— Exercise —
Please write the listing below out again exactly, leaving every picture behind.
--- Information supplied ---
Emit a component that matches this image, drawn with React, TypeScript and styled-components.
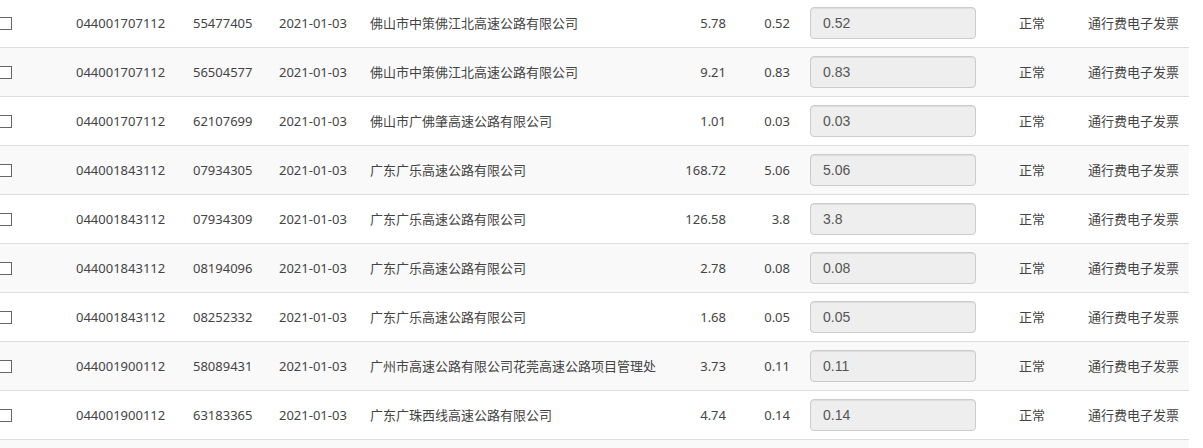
import React from "react";
import styled, { createGlobalStyle } from "styled-components";

const GlobalStyle = createGlobalStyle`
  html, body {
    margin: 0;
    padding: 0;
    background: #fff;
    overflow: hidden;
  }
  body {
    font-family: "Noto Sans", "Noto Sans CJK SC", sans-serif;
    font-size: 13px;
    color: #444;
  }
`;

const Wrapper = styled.div`
  margin: -2px 0 0 -9px;
  width: 1198px;
`;

const Table = styled.table`
  width: 1198px;
  border-collapse: collapse;
  border-spacing: 0;
  table-layout: fixed;
`;

const Row = styled.tr`
  &:nth-child(even) {
    background: #f9f9f9;
  }
`;

const Cell = styled.td<{ $align?: "left" | "right"; $padRight?: number }>`
  padding: 8px;
  padding-right: ${(p) => (p.$padRight ?? 8)}px;
  border-top: 1px solid #ddd;
  vertical-align: middle;
  text-align: ${(p) => p.$align ?? "left"};
  white-space: nowrap;
  line-height: 20px;
  height: 32px;
  font-family: "Noto Sans", "Noto Sans CJK SC", sans-serif;
  font-size: 13px;
  color: #444;
`;

const Check = styled.input.attrs({ type: "checkbox" })`
  appearance: none;
  -webkit-appearance: none;
  display: block;
  width: 13px;
  height: 13px;
  margin: 0;
  border: 1px solid #666;
  border-radius: 0;
  background: #fff;
  box-sizing: border-box;
`;

const AmountInput = styled.input`
  display: block;
  box-sizing: border-box;
  width: 166px;
  height: 32px;
  padding: 6px 12px;
  margin: 0;
  border: 1px solid #ccc;
  border-radius: 4px;
  background: #eee;
  box-shadow: inset 0 1px 1px rgba(0, 0, 0, 0.075);
  font-family: "Liberation Sans", Arial, sans-serif;
  font-size: 14px;
  color: #555;
  outline: none;
`;

type Item = {
  code: string;
  no: string;
  date: string;
  seller: string;
  total: string;
  tax: string;
};

const items: Item[] = [
  { code: "044001707112", no: "55477405", date: "2021-01-03", seller: "佛山市中策佛江北高速公路有限公司", total: "5.78", tax: "0.52" },
  { code: "044001707112", no: "56504577", date: "2021-01-03", seller: "佛山市中策佛江北高速公路有限公司", total: "9.21", tax: "0.83" },
  { code: "044001707112", no: "62107699", date: "2021-01-03", seller: "佛山市广佛肇高速公路有限公司", total: "1.01", tax: "0.03" },
  { code: "044001843112", no: "07934305", date: "2021-01-03", seller: "广东广乐高速公路有限公司", total: "168.72", tax: "5.06" },
  { code: "044001843112", no: "07934309", date: "2021-01-03", seller: "广东广乐高速公路有限公司", total: "126.58", tax: "3.8" },
  { code: "044001843112", no: "08194096", date: "2021-01-03", seller: "广东广乐高速公路有限公司", total: "2.78", tax: "0.08" },
  { code: "044001843112", no: "08252332", date: "2021-01-03", seller: "广东广乐高速公路有限公司", total: "1.68", tax: "0.05" },
  { code: "044001900112", no: "58089431", date: "2021-01-03", seller: "广州市高速公路有限公司花莞高速公路项目管理处", total: "3.73", tax: "0.11" },
  { code: "044001900112", no: "63183365", date: "2021-01-03", seller: "广东广珠西线高速公路有限公司", total: "4.74", tax: "0.14" },
];

const widths = [77, 117, 86, 91, 304, 68, 68, 209, 69, 109];

export default function App() {
  return (
    <>
      <GlobalStyle />
      <Wrapper>
        <Table>
          <colgroup>
            {widths.map((w, i) => (
              <col key={i} style={{ width: w }} />
            ))}
          </colgroup>
          <tbody>
            {items.map((it, i) => (
              <Row key={i}>
                <Cell>
                  <Check />
                </Cell>
                <Cell>{it.code}</Cell>
                <Cell>{it.no}</Cell>
                <Cell>{it.date}</Cell>
                <Cell>{it.seller}</Cell>
                <Cell $align="right">{it.total}</Cell>
                <Cell $align="right" $padRight={12}>{it.tax}</Cell>
                <Cell>
                  <AmountInput disabled defaultValue={it.tax} />
                </Cell>
                <Cell>正常</Cell>
                <Cell>通行费电子发票</Cell>
              </Row>
            ))}
            <Row>
              {widths.map((_, i) => (
                <Cell key={i} />
              ))}
            </Row>
          </tbody>
        </Table>
      </Wrapper>
    </>
  );
}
---
— The completed task —
Emit a component that matches this image, drawn with React, TypeScript and styled-components.
import React from "react";
import styled, { createGlobalStyle } from "styled-components";

const GlobalStyle = createGlobalStyle`
  html, body {
    margin: 0;
    padding: 0;
    background: #fff;
    overflow: hidden;
  }
  body {
    font-family: "Noto Sans", "Noto Sans CJK SC", sans-serif;
    font-size: 13px;
    color: #444;
  }
`;

const Wrapper = styled.div`
  margin: -2px 0 0 -9px;
  width: 1198px;
`;

const Table = styled.table`
  width: 1198px;
  border-collapse: collapse;
  border-spacing: 0;
  table-layout: fixed;
`;

const Row = styled.tr`
  &:nth-child(even) {
    background: #f9f9f9;
  }
`;

const Cell = styled.td<{ $align?: "left" | "right"; $padRight?: number }>`
  padding: 8px;
  padding-right: ${(p) => (p.$padRight ?? 8)}px;
  border-top: 1px solid #ddd;
  vertical-align: middle;
  text-align: ${(p) => p.$align ?? "left"};
  white-space: nowrap;
  line-height: 20px;
  height: 32px;
  font-family: "Noto Sans", "Noto Sans CJK SC", sans-serif;
  font-size: 13px;
  color: #444;
`;

const Check = styled.input.attrs({ type: "checkbox" })`
  appearance: none;
  -webkit-appearance: none;
  display: block;
  width: 13px;
  height: 13px;
  margin: 0;
  border: 1px solid #666;
  border-radius: 0;
  background: #fff;
  box-sizing: border-box;
`;

const AmountInput = styled.input`
  display: block;
  box-sizing: border-box;
  width: 166px;
  height: 32px;
  padding: 6px 12px;
  margin: 0;
  border: 1px solid #ccc;
  border-radius: 4px;
  background: #eee;
  box-shadow: inset 0 1px 1px rgba(0, 0, 0, 0.075);
  font-family: "Liberation Sans", Arial, sans-serif;
  font-size: 14px;
  color: #555;
  outline: none;
`;

type Item = {
  code: string;
  no: string;
  date: string;
  seller: string;
  total: string;
  tax: string;
};

const items: Item[] = [
  { code: "044001707112", no: "55477405", date: "2021-01-03", seller: "佛山市中策佛江北高速公路有限公司", total: "5.78", tax: "0.52" },
  { code: "044001707112", no: "56504577", date: "2021-01-03", seller: "佛山市中策佛江北高速公路有限公司", total: "9.21", tax: "0.83" },
  { code: "044001707112", no: "62107699", date: "2021-01-03", seller: "佛山市广佛肇高速公路有限公司", total: "1.01", tax: "0.03" },
  { code: "044001843112", no: "07934305", date: "2021-01-03", seller: "广东广乐高速公路有限公司", total: "168.72", tax: "5.06" },
  { code: "044001843112", no: "07934309", date: "2021-01-03", seller: "广东广乐高速公路有限公司", total: "126.58", tax: "3.8" },
  { code: "044001843112", no: "08194096", date: "2021-01-03", seller: "广东广乐高速公路有限公司", total: "2.78", tax: "0.08" },
  { code: "044001843112", no: "08252332", date: "2021-01-03", seller: "广东广乐高速公路有限公司", total: "1.68", tax: "0.05" },
  { code: "044001900112", no: "58089431", date: "2021-01-03", seller: "广州市高速公路有限公司花莞高速公路项目管理处", total: "3.73", tax: "0.11" },
  { code: "044001900112", no: "63183365", date: "2021-01-03", seller: "广东广珠西线高速公路有限公司", total: "4.74", tax: "0.14" },
];

const widths = [77, 117, 86, 91, 304, 68, 68, 209, 69, 109];

export default function App() {
  return (
    <>
      <GlobalStyle />
      <Wrapper>
        <Table>
          <colgroup>
            {widths.map((w, i) => (
              <col key={i} style={{ width: w }} />
            ))}
          </colgroup>
          <tbody>
            {items.map((it, i) => (
              <Row key={i}>
                <Cell>
                  <Check />
                </Cell>
                <Cell>{it.code}</Cell>
                <Cell>{it.no}</Cell>
                <Cell>{it.date}</Cell>
                <Cell>{it.seller}</Cell>
                <Cell $align="right">{it.total}</Cell>
                <Cell $align="right" $padRight={12}>{it.tax}</Cell>
                <Cell>
                  <AmountInput disabled defaultValue={it.tax} />
                </Cell>
                <Cell>正常</Cell>
                <Cell>通行费电子发票</Cell>
              </Row>
            ))}
            <Row>
              {widths.map((_, i) => (
                <Cell key={i} />
              ))}
            </Row>
          </tbody>
        </Table>
      </Wrapper>
    </>
  );
}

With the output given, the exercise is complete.